The Row property contains the actual row from the tree while the ParentRow contains its parent DataRow (if any). The Level property contains the depth of the row in the tree calculated from the starting point.

The AsTree extension method is very simple:

/// <summary>
/// Returns a HashSet containing all the elements in the path 
/// </summary>
/// <param name="source">Source for the data rows</param>
/// <param name="parentColumnName">Column name that acts as a parent key</param>
/// <param name="childColumnName">Column name that acts as a foreign key</param>
/// <param name="startRow">Data row to start building the tree from</param>
/// <param name="direction">Direction of traverse</param>
/// <returns>The hash set containing the tree for the parent row provided</returns>
public static HashSet<TreeItem> AsTree(this EnumerableRowCollection<DataRow> source, 
              string parentColumnName, 
              string childColumnName, 
              DataRow startRow, 
              TraverseDirection direction = TraverseDirection.FromParentToChild) {
   string actualChildColumn;
   string actualParentColumn;
   HashSet<TreeItem> resultSet = new HashSet<TreeItem>();

   // Add the start row to the set
   resultSet.Add(new TreeItem() {
      Level = 0,
      ParentRow = null,
      Row = startRow
   });

   // Decide the order of the comparison based on the traverse direction
   if (direction == TraverseDirection.FromParentToChild) {
      actualParentColumn = parentColumnName;
      actualChildColumn = childColumnName;
   } else {
      actualParentColumn = childColumnName;
      actualChildColumn = parentColumnName;
   }

   // Recursively fill the tree 
   return DataTableTree.FillTree(source, resultSet, actualParentColumn, actualChildColumn, 
                                 startRow, 1);
}

The method uses parameters as follows:

  • parentColumnName is the DataColumn name which acts as a parent key
  • childColumnName is the foreign key column referencing to the parent column
  • startRow is the initial row from which the tree is investigated
  • direction defines the traverse direction, either top-down or bottom-up. The default is top-down.

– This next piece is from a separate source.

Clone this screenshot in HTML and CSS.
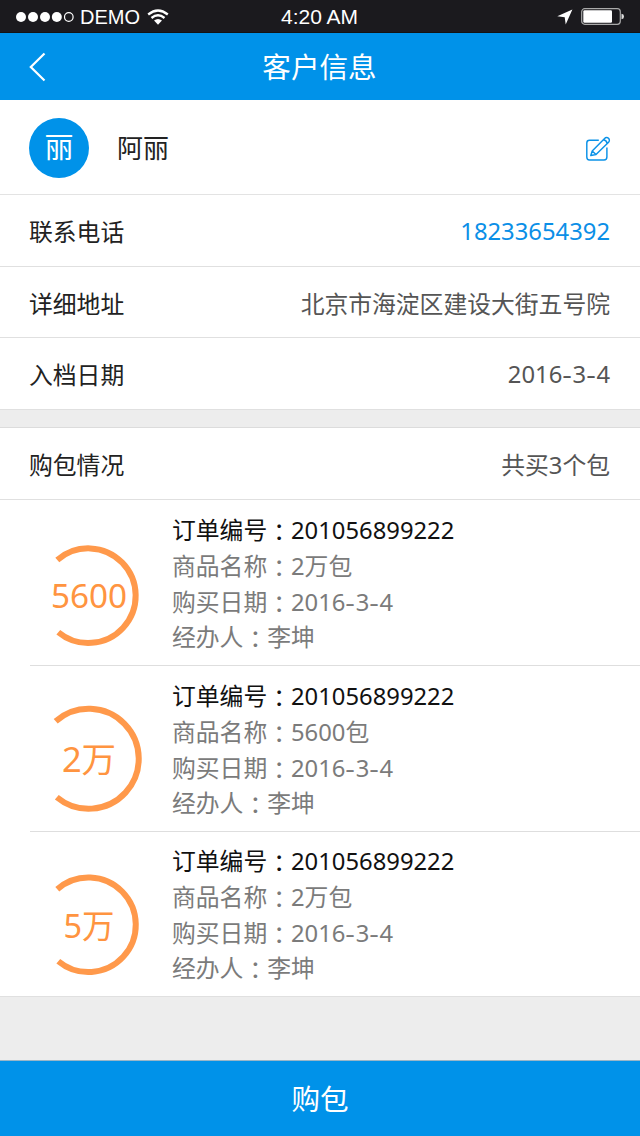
FILE: index.html
```html
<!DOCTYPE html>
<html lang="zh-CN">
<head>
<meta charset="utf-8">
<title>客户信息</title>
<link rel="stylesheet" href="styles.css">
</head>
<body>
<div class="app">
  <header class="status">
    <div class="status-left">
      <svg class="signal" width="60" height="12" viewBox="0 0 60 12">
        <g fill="#fff"><circle cx="6" cy="6" r="5"/><circle cx="18" cy="6" r="5"/><circle cx="30" cy="6" r="5"/><circle cx="41.8" cy="6" r="5"/></g>
        <circle cx="53.8" cy="6" r="4.3" fill="none" stroke="#fff" stroke-width="1.2"/>
      </svg>
      <span class="carrier">DEMO</span>
      <svg class="wifi" width="22" height="16" viewBox="0 0 22 16">
        <g fill="none" stroke="#fff" stroke-width="2.3"><path d="M1.2 5.5Q11 -2.4 20.8 5.5"/><path d="M4.5 9Q11 3.6 17.5 9"/></g>
        <path d="M7 11.6Q11 8.6 15 11.6L11 15.8Z" fill="#fff"/>
      </svg>
    </div>
    <span class="clock">4:20 AM</span>
    <div class="status-right">
      <svg width="16" height="16" viewBox="0 0 16 16"><path d="M15.4 .6L8.7 15.5L7.7 8.3L.3 7.2Z" fill="#fff"/></svg>
      <svg width="43" height="17" viewBox="0 0 43 17">
        <rect x=".7" y=".7" width="38.6" height="15.6" rx="3" fill="none" stroke="#aaa" stroke-width="1.2"/>
        <rect x="2.3" y="2.3" width="28.7" height="12.4" rx="1.2" fill="#fff"/>
        <path d="M40.5 5.7Q43 6 43 8.5T40.5 11.3Z" fill="#ddd"/>
      </svg>
    </div>
  </header>
  <nav class="nav">
    <svg class="back" width="18" height="30" viewBox="0 0 18 30"><path d="M16.5 1.5L2.8 15L16.5 28.5" fill="none" stroke="#fff" stroke-width="2.2"/></svg>
    <h1 class="title">客户信息</h1>
  </nav>
  <main>
    <section class="profile">
      <div class="avatar">丽</div>
      <span class="name">阿丽</span>
      <svg class="edit" width="26" height="26" viewBox="0 0 26 26" fill="none" stroke="#0b92e8" stroke-width="1.45" stroke-linejoin="round">
        <path d="M13.8 4.2H4.5Q1.8 4.2 1.8 6.9V21Q1.8 23.9 4.5 23.9H19Q21.9 23.9 21.9 21V11.5"/>
        <path d="M5.8 19.5L7.2 15L19.6 2.4A2.6 2.6 0 0 1 23.6 6.2L11 18.5ZM7.2 15L11 18.5M18.4 3.7Q21.5 4 22.2 7.5"/>
      </svg>
    </section>
    <dl class="rows">
      <div class="row"><dt>联系电话</dt><dd class="phone">18233654392</dd></div>
      <div class="row"><dt>详细地址</dt><dd class="address">北京市海淀区建设大街五号院</dd></div>
      <div class="row"><dt>入档日期</dt><dd>2016<i>-</i>3<i>-</i>4</dd></div>
    </dl>
    <div class="gap"></div>
    <div class="row summary"><span>购包情况</span><span class="count">共买3个包</span></div>
    <section class="orders">
      <article class="order">
        <svg class="ring" width="142" height="165" viewBox="0 0 142 165"><path d="M27.3 60A47.3 47.3 0 1 1 28.3 132.2"/><text x="59" y="107.5" font-size="33.3">5600</text></svg>
        <div class="details"><p class="number">订单编号<b lang="zh-TW">：</b>201056899222</p><p>商品名称<b lang="zh-TW">：</b>2万包</p><p>购买日期<b lang="zh-TW">：</b>2016<i>-</i>3<i>-</i>4</p><p>经办人<b lang="zh-TW">：</b>李坤</p></div>
      </article>
      <article class="order">
        <svg class="ring" width="142" height="165" viewBox="0 0 142 165"><path d="M25.7 55.2A50 50 0 1 1 26.8 131.2"/><text x="59" y="106" font-size="34.5">2万</text></svg>
        <div class="details"><p class="number">订单编号<b lang="zh-TW">：</b>201056899222</p><p>商品名称<b lang="zh-TW">：</b>5600包</p><p>购买日期<b lang="zh-TW">：</b>2016<i>-</i>3<i>-</i>4</p><p>经办人<b lang="zh-TW">：</b>李坤</p></div>
      </article>
      <article class="order">
        <svg class="ring" width="142" height="165" viewBox="0 0 142 165"><path d="M27.3 57.2A47.3 47.3 0 1 1 28.3 129.2"/><text x="59" y="106" font-size="32.5">5万</text></svg>
        <div class="details"><p class="number">订单编号<b lang="zh-TW">：</b>201056899222</p><p>商品名称<b lang="zh-TW">：</b>2万包</p><p>购买日期<b lang="zh-TW">：</b>2016<i>-</i>3<i>-</i>4</p><p>经办人<b lang="zh-TW">：</b>李坤</p></div>
      </article>
    </section>
  </main>
  <button class="buy">购包</button>
</div>
</body>
</html>
```

FILE: styles.css
```css
* { box-sizing: border-box; }
body, h1, p, dl, dd { margin: 0; }
body {
  font-family: "Noto Sans", "Noto Sans CJK SC", sans-serif;
  font-size: 23.8px;
  font-weight: 390;
  color: #222;
}
svg { display: block; flex: none; }
/* full-width colon centred in its cell */
b { display: inline-block; font-family: "Noto Sans CJK TC", sans-serif; font-weight: inherit; line-height: 1; transform: translateY(2px); }
/* wide hyphen used in dates */
i { display: inline-block; width: .43em; text-align: center; font-style: normal; line-height: 1; transform: scaleX(1.25); }
.app { width: 640px; height: 1136px; display: flex; flex-direction: column; background: #ededed; overflow: hidden; }
.status {
  height: 33px; flex: none; display: grid; grid-template-columns: 1fr auto 1fr; align-items: center;
  padding: 0 16px 0 15px; background: #1b1a1e; color: #fff; border-bottom: 1px solid #131313;
  font: 20px/32px "Liberation Sans", sans-serif;
}
.status-left, .status-right { display: flex; align-items: center; }
.carrier { margin: 1px 7px 0 5px; }
.clock { font-size: 21px; margin-top: 1px; }
.status-right { justify-content: flex-end; gap: 8px; }
.nav { height: 67px; flex: none; display: grid; grid-template-columns: 60px 1fr 60px; align-items: center; background: #0092e9; color: #fff; }
.back { margin-left: 28px; }
.title { font-size: 28.6px; font-weight: inherit; line-height: 40px; text-align: center; padding-right: 1px; }
.profile { height: 95px; display: flex; align-items: center; padding: 1px 29px 0 29px; background: #fff; border-bottom: 1px solid #e3e3e3; }
.avatar { width: 60px; height: 60px; border-radius: 50%; background: #0092e9; color: #fff; font-size: 29px; line-height: 58px; text-align: center; }
.name { flex: 1; margin-left: 28px; font-size: 26px; line-height: 40px; }
.edit { margin-top: 2px; }
.row { height: 72px; display: flex; align-items: center; justify-content: space-between; padding: 1px 30px 0 29px; line-height: 36px; background: #fff; border-bottom: 1px solid #e0e0e0; }
.row dt, .row .address { padding-top: 2px; }
.row:nth-child(2) { height: 71px; }
.row dd, .count { color: #555; }
.row .phone { color: #0b8fe7; }
.gap { height: 18px; border-bottom: 1px solid #dcdcdc; }
.row.summary { height: 72px; padding-top: 3px; }
.orders { background: #fff; border-bottom: 1px solid #e0e0e0; height: 497px; }
.order { height: 166px; display: flex; margin-left: 30px; border-bottom: 1px solid #dedede; }
.order:last-child { border: 0; height: 165px; }
.ring path { fill: none; stroke: #ff994b; stroke-width: 6; }
.ring text { fill: #ff9440; text-anchor: middle; }
.details { padding-top: 12px; color: #7b7b7b; line-height: 35.5px; }
.order:last-child .details { padding-top: 11px; }
.details .number { color: #111; line-height: 37px; }
.buy { margin-top: auto; height: 76px; flex: none; border: 0; border-top: 1px solid #9ab6c7; padding: 0 0 3px; background: #0092e9; color: #fff; font: inherit; font-size: 28.6px; }
```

The AsTree method simply adds the first element into the HashSet and then, based on the direction, decides which column acts as a parent and which one is the child. The method has an assumption that the foreign key is created using a single column.

The actual iteration is implemented in the following FillTree method:

/// <summary>
/// Adds all immediate children for a single parent into te given hash set
/// </summary>
/// <param name="source">Source for the data rows</param>
/// <param name="resultSet">Result set to fill</param>
/// <param name="actualParentColumn">Column name that acts as a parent key</param>
/// <param name="actualChildColumn">Column name that acts as a foreign key</param>
/// <param name="startRow">Data row to start building the tree from</param>
/// <param name="level">Current level of the items</param>
/// <returns></returns>
private static HashSet<TreeItem> FillTree(EnumerableRowCollection<DataRow> source, 
               HashSet<TreeItem> resultSet, 
               string actualParentColumn, 
               string actualChildColumn, 
               System.Data.DataRow startRow, 
               int level) {
   // Build a query for immediate children
   var subItems = from item in source
                  where item.Field<object>(actualChildColumn) != null
                  && item.Field<object>(actualChildColumn) != System.DBNull.Value
                  && item.Field<object>(actualChildColumn).Equals
                  (startRow.Field<object>(actualParentColumn))
                  select new TreeItem() {
                     Level = level,
                     Row = item,
                     ParentRow = startRow
                  };

   // Loop through the items found and add to the result set
   foreach (TreeItem subItem in subItems) {
      resultSet.Add(subItem);

      // Recursively fill children of this sub item
      DataTableTree.FillTree(source, resultSet, actualParentColumn, actualChildColumn, 
                             subItem.Row, level + 1);
   }

   return resultSet;
}

This method searches for immediate children for a given DataRow and adds them into the HashSet. For each child found, the FillTree method is called recursively in order to add the children of the DataRow at hand. On each call, the level is incremented.

Usage Example

Now let’s have a few test runs. Imagine the following organization:

Image 1

In order to define the structure for the organization, the following data table is created:

// Define the table
hierarchicalTable.Columns.Add("Id", typeof(int));
hierarchicalTable.Columns.Add("Name", typeof(string));
hierarchicalTable.Columns.Add("Title", typeof(string));
hierarchicalTable.Columns.Add("ManagerId", typeof(int));
hierarchicalTable.Constraints.Add(new System.Data.UniqueConstraint(
                                     hierarchicalTable.Columns["Id"], true));
hierarchicalTable.Constraints.Add(new System.Data.ForeignKeyConstraint(
                                     hierarchicalTable.Columns["Id"], 
                                     hierarchicalTable.Columns["ManagerId"]));

Each row has an Id field acting as a primary key and a ManagerId field which defines the manager for the person. The constraints wouldn't be necessary to use but they ensure that the parent key is present and that it is unique.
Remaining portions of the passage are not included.